Cependant, le grand absent de la rencontre se trouve être le Front citoyen pour la libération de Khalifa Sall. Même si ces membres ont, dès le début de leur initiative (mai 2019), fait savoir qu’ils ne sont ni Khalifistes ni de quelque bord politique, il semblerait que le nœud de la discorde soit en réalité cette fameuse grâce présidentielle. Récemment, le collectif, en son nom propre, a solennellement demandé au Président Macky Sall d’user de cette prérogative constitutionnelle pour libérer l’ex maire de Dakar. Un choix que réfutent les Khalifistes, depuis belle lurette.

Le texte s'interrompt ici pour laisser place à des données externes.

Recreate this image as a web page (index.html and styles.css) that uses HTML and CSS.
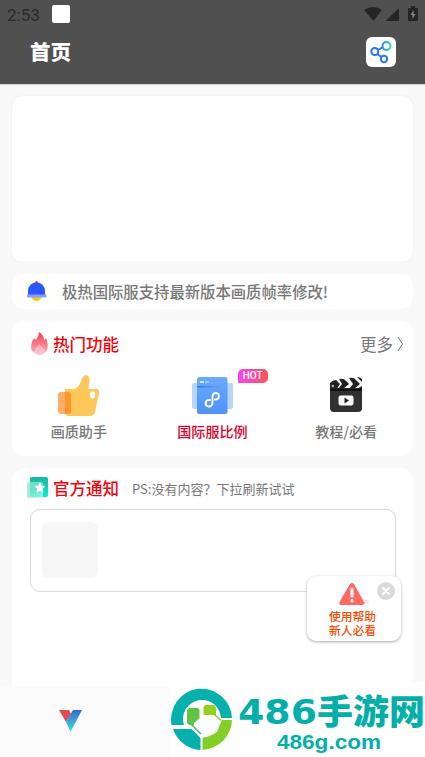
FILE: index.html
```html
<!DOCTYPE html>
<html lang="zh-CN">
<head>
<meta charset="utf-8">
<title>首页</title>
<link rel="stylesheet" href="styles.css">
</head>
<body>
<header class="header">
  <div class="status">
    <span class="time">2:53</span><span class="chip"></span>
    <svg class="signals" width="56" height="18" viewBox="0 0 56 18">
      <path d="M0 5Q9 -1 18 5L9.500 16Z"/><path d="M35 3V16H21.500Z"/>
      <path d="M45 3h2V1h4v2h2q1 0 1 1v11q0 1-1 1h-8q-1 0-1-1V4q0-1 1-1Z"/>
      <path class="bolt" d="M49.500 5L46.500 10H48.500V14L51.500 9H49.500Z"/>
    </svg>
  </div>
  <div class="titlebar">
    <h1>首页</h1>
    <div class="share">
      <svg width="30" height="30" viewBox="0 0 30 30" fill="none" stroke-width="2">
        <defs><linearGradient id="sg" x1="0" x2="1"><stop stop-color="#278de8"/><stop offset="1" stop-color="#35d6b2"/></linearGradient></defs>
        <path d="M12 13L17 10M11 17L16 20" stroke="#2873f0"/><circle cx="8.800" cy="14.500" r="3.500" stroke="#2873ff"/><circle cx="20.500" cy="9" r="4" stroke="url(#sg)"/><circle cx="18" cy="22" r="3.200" stroke="#2873ff"/>
      </svg>
    </div>
  </div>
</header>
<main class="content">
  <section class="banner"></section>
  <section class="notice">
    <svg width="20" height="20" viewBox="0 0 20 20"><circle cx="9.500" cy="1.500" r="1.500" fill="#f33748"/><path d="M4 16h11q-2 4-5.500 4T4 16Z" fill="#ffc919"/><path d="M1 14V10a8.500 8.800 0 0 1 17 0v4Z" fill="#2857ff"/><rect y="13.500" width="19.500" height="3" rx="1" fill="#829eff"/></svg>
    <span>极热国际服支持最新版本画质帧率修改!</span>
  </section>
  <section class="features">
    <div class="heading">
      <svg width="20" height="24" viewBox="0 0 20 24">
        <defs><linearGradient id="fg" x2="0" y2="1"><stop stop-color="#f63e49"/><stop offset="1" stop-color="#ffb1bc"/></linearGradient><filter id="soft" x="-20%" y="-20%" width="140%" height="140%"><feGaussianBlur stdDeviation=".65"/></filter></defs>
        <path d="M10 0q5 3 5 8l2-2q3 8 1 12-3 5-8 4-8-1-8-7 0-5 3-9l2 2q3-4 3-8Z" fill="url(#fg)" filter="url(#soft)"/><path d="M10 12q4 3 6 7-2 4-6 4-4 0-5-4 2 0 2-3 2-1 3-4Z" fill="#ffc0cc" opacity=".85"/>
      </svg>
      <h2>热门功能</h2><span class="more">更多</span>
      <svg class="arrow" width="7" height="16" viewBox="0 0 7 16" fill="none" stroke="#777"><path d="M1 1L5.500 8L1 15"/></svg>
    </div>
    <div class="grid">
      <div class="item">
        <svg width="44" height="44" viewBox="0 0 44 44"><path d="M8 16h10q4-2 6-8 2-6 5-6 6 1 2 14h8q4 0 3 4l-4 19q-1 4-5 4H12q-4 0-4-4Z" fill="#ffc75a"/><rect x="33" y="18.500" width="5" height="7" rx="2" fill="#fff"/><rect x="1" y="19" width="13" height="22" rx="3" fill="#ffae6a"/><path d="M8 19h3q3 0 3 3v16q0 3-3 3H8Z" fill="#ff962c"/></svg>
        <span>画质助手</span>
      </div>
      <div class="item selected">
        <svg width="42" height="38" viewBox="0 0 42 38"><defs><linearGradient id="bg" x2="0" y2="1"><stop stop-color="#6aabff"/><stop offset="1" stop-color="#4d91fa"/></linearGradient><linearGradient id="line"><stop stop-color="#347bdd"/><stop offset="1" stop-color="#60a4fc"/></linearGradient></defs><rect x="1" y="7" width="41" height="26" rx="2" fill="#b7d5ff"/><rect x="6" y="1" width="30.500" height="37" rx="2.500" fill="url(#bg)"/><path d="M6 10h24v1.500H6Z" fill="url(#line)"/><path d="M9 6h4" stroke="#fff" stroke-width="1.500"/><path d="M14 6h4" stroke="#a9d0ff" stroke-width="1.500"/><path d="M19 24c-5-1-6 6-1.500 6.500 3 .3 4-2 4-4.500v-5c0-2 1-4 3.500-4 4.500 .5 3.500 7-1 6.500" fill="none" stroke="#fff" stroke-width="2" stroke-linecap="round"/></svg>
        <span>国际服比例</span><b class="hot">HOT</b>
      </div>
      <div class="item">
        <svg width="34" height="36" viewBox="0 0 34 36"><path d="M1 11h32v20q0 4-4 4H5q-4 0-4-4Z" fill="#303030"/><path d="M1 11V6q3-3 6-3l4 4-4 6H1ZM10 2q5-1 7 2l3 3-6 5H9l4-5ZM20 1q5-1 7 2l4 4-6 5h-5l4-5ZM28 0q3 0 5 2v3ZM33 9v3h-5Z" fill="#202122"/><circle cx="3.800" cy="9" r="1.300" fill="#aaa"/><path d="M1 12h32v2H1Z" fill="#111"/><rect x="9.500" y="18.500" width="15" height="10" rx="2" fill="#fff"/><path d="M15.500 20.500v6l4.500-3Z" fill="#222"/></svg>
        <span>教程/必看</span>
      </div>
    </div>
  </section>
  <section class="official">
    <div class="heading">
      <svg width="22" height="23" viewBox="0 0 22 23"><defs><linearGradient id="gg" x2="0" y2="1"><stop stop-color="#18b7a0"/><stop offset="1" stop-color="#08ecd0"/></linearGradient><linearGradient id="hg" y2="1"><stop stop-color="#8fe6d3"/><stop offset=".5" stop-color="#8fe6d3"/><stop offset="1" stop-color="#d0f7ef"/></linearGradient></defs><rect x="3" width="18" height="20" rx="2" fill="url(#gg)"/><path d="M2 5h12q2 0 2 2v12q0 2-2 2H2q-2 0-2-2V7q0-2 2-2Z" fill="url(#hg)" opacity=".75"/><path d="M13 5l1.700 3.500 3.800.5-2.700 2.700.6 3.800-3.400-1.800-3.400 1.800.6-3.800L7.500 9l3.800-.5Z" fill="#fff"/></svg>
      <h2>官方通知</h2><span class="tip">PS:没有内容？下拉刷新试试</span>
    </div>
    <div class="message"><div class="thumb"></div></div>
  </section>
</main>
<footer class="footer">
  <svg class="vlogo" width="23" height="22" viewBox="0 0 23 22"><defs><linearGradient id="vb" x2="0" y2="1"><stop stop-color="#356ad0"/><stop offset="1" stop-color="#45e0df"/></linearGradient><linearGradient id="vr" x2="0" y2="1"><stop stop-color="#dc513d"/><stop offset="1" stop-color="#ed3f70"/></linearGradient></defs><path d="M0 0h10l2 4-5 8Z" fill="url(#vr)"/><path d="M14 0h9L11.500 22 7 12Z" fill="url(#vb)"/></svg>
  <svg class="brand" width="255" height="75" viewBox="170 682 255 75">
    <rect x="170" y="682" width="255" height="75" fill="#fefffe"/>
    <path d="M171.500 725A30.500 31 0 1 1 232 718H221A19 19 0 1 0 184 725Z" fill="#04b1ad"/>
    <path d="M173 729H192L200.500 738V750A31 31 0 0 1 173 729Z" fill="#04b1ad"/>
    <path d="M232 720H222L214 734 202.500 738V750A31 31 0 0 0 232 720Z" fill="#83cf28"/>
    <path d="M202 700A19 19 0 0 1 220 718L221 722 217 732 207 737 201 736 184 724Q185 702 202 700Z" fill="#fff"/>
    <path d="M189 708H198L199.500 710V718L194 723V725H189L187 723V710Z" fill="#5fc343"/><path d="M205 705H214L216 708V715H203.500V707Z" fill="#93d019"/><path d="M214 714L221 720.500" stroke="#83cf28" stroke-width="1.500"/><path d="M190 723L201 734" stroke="#47bd72" stroke-width="1.500"/>
    <text class="brandnum" x="238" y="724" textLength="79" lengthAdjust="spacingAndGlyphs">486</text>
    <text class="brandcn" x="317" y="724" textLength="108" lengthAdjust="spacingAndGlyphs">手游网</text>
    <text class="brandurl" x="277" y="749" textLength="104" lengthAdjust="spacingAndGlyphs">486g.com</text>
  </svg>
</footer>
<aside class="help">
  <svg class="warning" width="31" height="22" viewBox="0 0 31 22"><ellipse cx="25" cy="18.500" rx="5" ry="2" fill="#ffdedb"/><path d="M11 1q2-2 4 0l10 18q1 3-2 3H2q-3 0-1-4Z" fill="#ff6863"/><path d="M13 6v7M13 17.500v.5" stroke="#fff" stroke-width="3" stroke-linecap="round"/></svg>
  <span>使用帮助</span><span>新人必看</span>
  <svg class="close" width="18" height="18" viewBox="0 0 18 18"><circle cx="9" cy="9" r="9" fill="#dadada"/><path d="M6 6l6 6M12 6l-6 6" stroke="#fff" stroke-width="2" stroke-linecap="round"/></svg>
</aside>
</body>
</html>
```
FILE: styles.css
```css
* { box-sizing: border-box; }
body { margin: 0; width: 425px; height: 757px; overflow: hidden; position: relative; display: flex; flex-direction: column; background: #f9f9f9; color: #777; font-family: "Noto Sans CJK SC", sans-serif; }
svg { display: block; flex: none; }
h1, h2 { margin: 0; white-space: nowrap; }
span { white-space: nowrap; }
.header { height: 84px; flex: none; background: #505050; box-shadow: 0 1px 1px #d5d5d5; }
.status { height: 28px; display: flex; align-items: center; padding-left: 7px; }
.time { width: 45px; font: 17px/20px Roboto, sans-serif; color: #292929; padding-top: 2px; }
.chip { width: 18px; height: 18px; border-radius: 2px; background: #fff; }
.signals { margin: 0 5px 0 auto; fill: #252525; }
.signals .bolt { fill: #888; }
.titlebar { height: 48px; display: flex; align-items: center; justify-content: space-between; padding: 0 29px 0 30px; }
h1 { font-size: 20.5px; line-height: 30px; font-weight: 900; color: #fff; margin-top: -2px; }
.share { width: 30px; height: 30px; border-radius: 6px; background: #fff; }
.content { height: 602px; flex: none; padding: 12px 12px 0; display: flex; flex-direction: column; gap: 12px; }
.content section { background: #fff; border-radius: 12px; flex: none; }
.content .banner { height: 166px; box-shadow: 0 0 1px #ccc; border-radius: 10px; }
.content .notice { height: 35px; display: flex; align-items: center; gap: 15px; padding: 0 0 2px 15px; font-size: 15.35px; font-weight: 500; }
.features { height: 135px; }
.heading { height: 45px; padding: 0 8px 0 17px; display: flex; align-items: center; gap: 5px; }
.features .heading { padding-right: 9px; gap: 4px; }
.features .heading + .grid { margin-top: 2px; }
.heading h2 { font-size: 16.5px; line-height: 24px; font-weight: 500; color: #f8000b; }
.more { margin-left: auto; font-size: 16.5px; font-weight: 400; }
.grid { display: grid; grid-template-columns: repeat(3, 1fr); height: 88px; }
.item { position: relative; display: grid; grid-template-rows: 53px 20px; justify-items: center; align-items: center; align-content: start; font-size: 14.1px; line-height: 20px; font-weight: 500; }
.selected { color: #e40027; }
.hot { position: absolute; left: 92px; top: 1px; width: 30px; height: 14px; border-radius: 5px 5px 5px 1px; background: linear-gradient(90deg, #f743f4, #ff5351); color: #fff; font: 500 10px/14px Roboto, sans-serif; text-align: center; }
.content .official { height: 218px; border-radius: 12px 12px 0 0; }
.official .heading { height: 41px; padding: 0 0 1px 15px; gap: 4px; }
.tip { font-size: 13px; font-weight: 400; margin-left: 9px; }
.message { width: 366px; height: 83px; margin-left: 18px; padding: 12px 11px; border: 1px solid #dadada; border-radius: 10px; box-shadow: 0 0 1px #ddd; }
.thumb { width: 56px; height: 56px; border-radius: 7px; background: #f7f7f7; }
.footer { height: 71px; flex: none; background: #fbfbfb; display: flex; align-items: center; padding-left: 59px; }
.vlogo { margin-top: -2px; }
.brand { margin: -4px 0 0 88px; }
.brand text { fill: #04afaa; }
.brandnum { font: 700 33px "DejaVu Sans", sans-serif; }
.brandcn { font: 900 34px "Noto Sans CJK SC", sans-serif; }
.brandurl { font: 700 20px "Liberation Sans", sans-serif; }
.help { position: absolute; left: 307px; top: 576px; width: 94px; height: 65px; border-radius: 9px; background: #fff; box-shadow: 0 1px 3px #aaa; color: #ff4b00; font-size: 11.8px; line-height: 14px; font-weight: 500; }
.warning { margin: 7px 0 4px 32px; }
.help span { display: block; text-align: center; margin-left: -3px; }
.close { position: absolute; right: 6px; top: 6px; }
```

« Khalifa Sall n’a envoyé personne et personne n’est mandaté dans ce pays pour demander une grâce au nom de Khalifa Sall », a tranché hier le maire de Mermoz Barthélémy Diaz qui prévoit une lutte jusqu’à l’atteinte des objectifs fixés. « Nous sommes engagés pour sa libération jusqu’à ce qu’elle soit effective. C’est un combat qui concerne tous les 15 millions de Sénégalais. Qu’ils se lèvent tous et sachent que c’est pour leur avenir, leur progéniture.

C’est inadmissible de voir que pour mille fois moins que ça, le peuple sénégalais s’est mobilisé contre l’ancien régime», affirme-t-il. Il soutient que Khalifa Sall n’est qu’un symbole représentant un combat plus vaste pour la sauvegarde des ressources naturelles du Sénégal, l’approfondissement de la démocratie, un combat pour des valeurs et des convictions. Car, selon lui, « ce pays est dirigé par des personnes incompétentes qui ne méritent pas la confiance des Sénégalais. Cela concerne aussi bien l’exécutif, le judiciaire que le législatif ». 

De son côté, l’opposant Mamadou Decroix se désole du niveau de régression du respect des droits des citoyens au Sénégal. « Ce n’est pas normal que ce genre de choses ne se voient qu’en Afrique. Raison pour laquelle, en tant qu’Africains, nous devons nous battre pour le respect des droits humains », défend-il.  Toutefois, il pense que cet emprisonnement ne fera que renforcer la légitimité politique du maire de Dakar et ses convictions. « Il faut que Khalifa retrouve ses droits, de même que Karim Wade », poursuit-il.